DATA BLOCK ->
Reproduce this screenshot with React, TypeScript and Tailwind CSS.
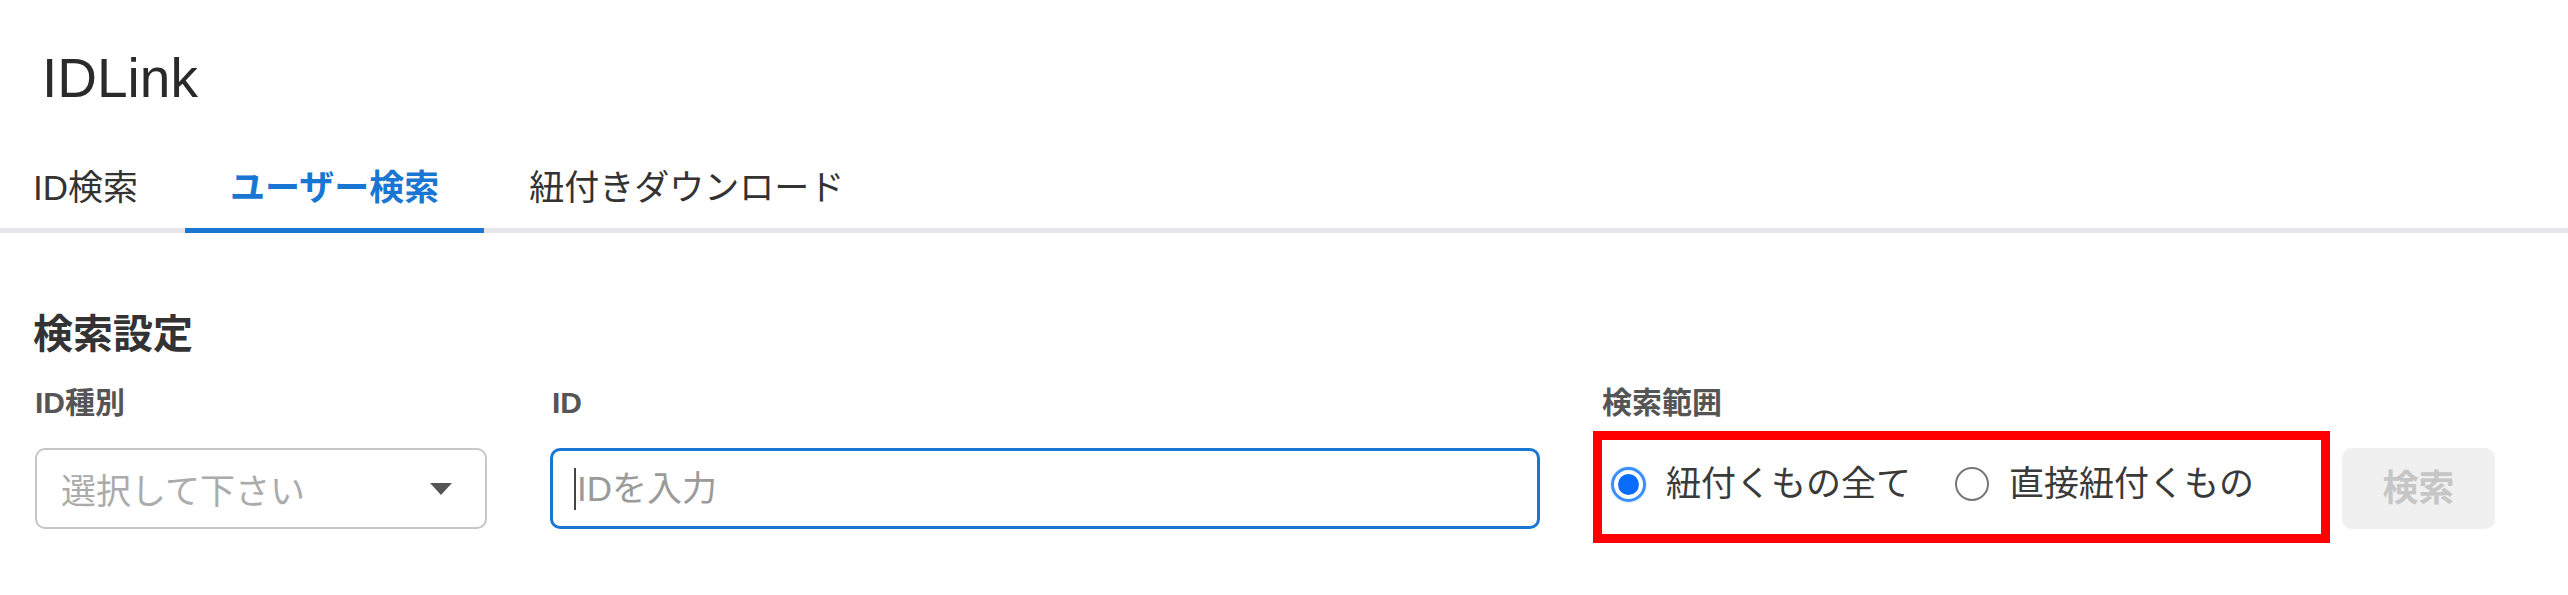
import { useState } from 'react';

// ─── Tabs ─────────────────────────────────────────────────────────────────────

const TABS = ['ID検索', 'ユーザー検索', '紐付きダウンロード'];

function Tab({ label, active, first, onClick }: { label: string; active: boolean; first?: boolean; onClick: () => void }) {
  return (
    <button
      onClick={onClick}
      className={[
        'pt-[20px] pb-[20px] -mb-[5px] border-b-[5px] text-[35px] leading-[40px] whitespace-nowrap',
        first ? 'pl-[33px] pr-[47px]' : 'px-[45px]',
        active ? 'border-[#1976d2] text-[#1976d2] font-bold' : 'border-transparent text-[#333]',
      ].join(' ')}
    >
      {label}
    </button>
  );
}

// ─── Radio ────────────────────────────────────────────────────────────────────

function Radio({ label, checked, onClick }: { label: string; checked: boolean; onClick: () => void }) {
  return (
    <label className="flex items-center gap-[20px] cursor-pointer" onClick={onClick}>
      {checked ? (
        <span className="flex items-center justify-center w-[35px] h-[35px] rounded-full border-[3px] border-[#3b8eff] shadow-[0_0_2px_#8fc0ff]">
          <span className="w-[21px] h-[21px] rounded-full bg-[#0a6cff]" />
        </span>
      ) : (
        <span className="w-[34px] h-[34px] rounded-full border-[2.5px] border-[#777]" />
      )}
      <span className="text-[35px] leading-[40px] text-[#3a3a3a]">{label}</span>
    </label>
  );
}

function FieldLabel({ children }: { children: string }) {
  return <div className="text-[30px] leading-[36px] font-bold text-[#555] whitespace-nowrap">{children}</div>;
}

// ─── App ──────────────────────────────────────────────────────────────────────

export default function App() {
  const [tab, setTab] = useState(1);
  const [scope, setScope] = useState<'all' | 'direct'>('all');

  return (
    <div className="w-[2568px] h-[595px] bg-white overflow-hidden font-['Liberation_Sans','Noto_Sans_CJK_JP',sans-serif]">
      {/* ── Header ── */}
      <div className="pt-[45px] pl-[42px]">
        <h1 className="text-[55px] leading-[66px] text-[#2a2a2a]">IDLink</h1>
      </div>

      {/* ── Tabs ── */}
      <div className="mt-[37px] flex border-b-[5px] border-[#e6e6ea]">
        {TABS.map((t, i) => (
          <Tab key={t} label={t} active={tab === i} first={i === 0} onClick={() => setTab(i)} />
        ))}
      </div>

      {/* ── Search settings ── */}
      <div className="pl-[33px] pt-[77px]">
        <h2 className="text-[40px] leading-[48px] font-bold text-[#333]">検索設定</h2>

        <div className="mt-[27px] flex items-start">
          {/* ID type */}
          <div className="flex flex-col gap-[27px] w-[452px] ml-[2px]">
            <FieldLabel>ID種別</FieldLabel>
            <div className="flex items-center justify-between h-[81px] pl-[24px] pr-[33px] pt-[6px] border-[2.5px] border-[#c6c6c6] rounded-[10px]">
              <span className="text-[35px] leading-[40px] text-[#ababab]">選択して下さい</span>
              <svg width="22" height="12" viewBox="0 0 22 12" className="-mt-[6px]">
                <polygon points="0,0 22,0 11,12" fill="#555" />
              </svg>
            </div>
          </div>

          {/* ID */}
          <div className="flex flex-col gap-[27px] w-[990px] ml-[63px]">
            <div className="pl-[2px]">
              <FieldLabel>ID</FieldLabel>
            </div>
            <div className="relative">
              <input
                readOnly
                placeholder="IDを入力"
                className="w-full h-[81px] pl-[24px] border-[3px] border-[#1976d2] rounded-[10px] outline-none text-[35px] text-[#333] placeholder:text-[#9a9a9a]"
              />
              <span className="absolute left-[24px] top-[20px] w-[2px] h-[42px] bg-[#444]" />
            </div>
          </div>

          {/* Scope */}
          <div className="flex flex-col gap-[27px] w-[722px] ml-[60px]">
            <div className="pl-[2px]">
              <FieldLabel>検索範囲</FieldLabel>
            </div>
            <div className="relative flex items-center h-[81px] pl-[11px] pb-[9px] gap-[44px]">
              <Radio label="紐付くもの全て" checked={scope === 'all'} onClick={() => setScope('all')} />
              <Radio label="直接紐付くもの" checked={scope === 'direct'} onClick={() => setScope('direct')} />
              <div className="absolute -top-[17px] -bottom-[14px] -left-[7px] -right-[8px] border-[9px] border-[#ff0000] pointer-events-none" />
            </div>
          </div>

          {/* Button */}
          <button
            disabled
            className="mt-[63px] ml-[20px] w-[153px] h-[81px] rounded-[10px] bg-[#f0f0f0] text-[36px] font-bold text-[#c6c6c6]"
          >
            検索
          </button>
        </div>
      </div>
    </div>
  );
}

GIVEN REQUEST -> Omit every picture, then reproduce the rest of the listing exactly.

PROBLEM SOLUTION ->
Reproduce this screenshot with React, TypeScript and Tailwind CSS.
import { useState } from 'react';

// ─── Tabs ─────────────────────────────────────────────────────────────────────

const TABS = ['ID検索', 'ユーザー検索', '紐付きダウンロード'];

function Tab({ label, active, first, onClick }: { label: string; active: boolean; first?: boolean; onClick: () => void }) {
  return (
    <button
      onClick={onClick}
      className={[
        'pt-[20px] pb-[20px] -mb-[5px] border-b-[5px] text-[35px] leading-[40px] whitespace-nowrap',
        first ? 'pl-[33px] pr-[47px]' : 'px-[45px]',
        active ? 'border-[#1976d2] text-[#1976d2] font-bold' : 'border-transparent text-[#333]',
      ].join(' ')}
    >
      {label}
    </button>
  );
}

// ─── Radio ────────────────────────────────────────────────────────────────────

function Radio({ label, checked, onClick }: { label: string; checked: boolean; onClick: () => void }) {
  return (
    <label className="flex items-center gap-[20px] cursor-pointer" onClick={onClick}>
      {checked ? (
        <span className="flex items-center justify-center w-[35px] h-[35px] rounded-full border-[3px] border-[#3b8eff] shadow-[0_0_2px_#8fc0ff]">
          <span className="w-[21px] h-[21px] rounded-full bg-[#0a6cff]" />
        </span>
      ) : (
        <span className="w-[34px] h-[34px] rounded-full border-[2.5px] border-[#777]" />
      )}
      <span className="text-[35px] leading-[40px] text-[#3a3a3a]">{label}</span>
    </label>
  );
}

function FieldLabel({ children }: { children: string }) {
  return <div className="text-[30px] leading-[36px] font-bold text-[#555] whitespace-nowrap">{children}</div>;
}

// ─── App ──────────────────────────────────────────────────────────────────────

export default function App() {
  const [tab, setTab] = useState(1);
  const [scope, setScope] = useState<'all' | 'direct'>('all');

  return (
    <div className="w-[2568px] h-[595px] bg-white overflow-hidden font-['Liberation_Sans','Noto_Sans_CJK_JP',sans-serif]">
      {/* ── Header ── */}
      <div className="pt-[45px] pl-[42px]">
        <h1 className="text-[55px] leading-[66px] text-[#2a2a2a]">IDLink</h1>
      </div>

      {/* ── Tabs ── */}
      <div className="mt-[37px] flex border-b-[5px] border-[#e6e6ea]">
        {TABS.map((t, i) => (
          <Tab key={t} label={t} active={tab === i} first={i === 0} onClick={() => setTab(i)} />
        ))}
      </div>

      {/* ── Search settings ── */}
      <div className="pl-[33px] pt-[77px]">
        <h2 className="text-[40px] leading-[48px] font-bold text-[#333]">検索設定</h2>

        <div className="mt-[27px] flex items-start">
          {/* ID type */}
          <div className="flex flex-col gap-[27px] w-[452px] ml-[2px]">
            <FieldLabel>ID種別</FieldLabel>
            <div className="flex items-center justify-between h-[81px] pl-[24px] pr-[33px] pt-[6px] border-[2.5px] border-[#c6c6c6] rounded-[10px]">
              <span className="text-[35px] leading-[40px] text-[#ababab]">選択して下さい</span>
              <svg width="22" height="12" viewBox="0 0 22 12" className="-mt-[6px]">
                <polygon points="0,0 22,0 11,12" fill="#555" />
              </svg>
            </div>
          </div>

          {/* ID */}
          <div className="flex flex-col gap-[27px] w-[990px] ml-[63px]">
            <div className="pl-[2px]">
              <FieldLabel>ID</FieldLabel>
            </div>
            <div className="relative">
              <input
                readOnly
                placeholder="IDを入力"
                className="w-full h-[81px] pl-[24px] border-[3px] border-[#1976d2] rounded-[10px] outline-none text-[35px] text-[#333] placeholder:text-[#9a9a9a]"
              />
              <span className="absolute left-[24px] top-[20px] w-[2px] h-[42px] bg-[#444]" />
            </div>
          </div>

          {/* Scope */}
          <div className="flex flex-col gap-[27px] w-[722px] ml-[60px]">
            <div className="pl-[2px]">
              <FieldLabel>検索範囲</FieldLabel>
            </div>
            <div className="relative flex items-center h-[81px] pl-[11px] pb-[9px] gap-[44px]">
              <Radio label="紐付くもの全て" checked={scope === 'all'} onClick={() => setScope('all')} />
              <Radio label="直接紐付くもの" checked={scope === 'direct'} onClick={() => setScope('direct')} />
              <div className="absolute -top-[17px] -bottom-[14px] -left-[7px] -right-[8px] border-[9px] border-[#ff0000] pointer-events-none" />
            </div>
          </div>

          {/* Button */}
          <button
            disabled
            className="mt-[63px] ml-[20px] w-[153px] h-[81px] rounded-[10px] bg-[#f0f0f0] text-[36px] font-bold text-[#c6c6c6]"
          >
            検索
          </button>
        </div>
      </div>
    </div>
  );
}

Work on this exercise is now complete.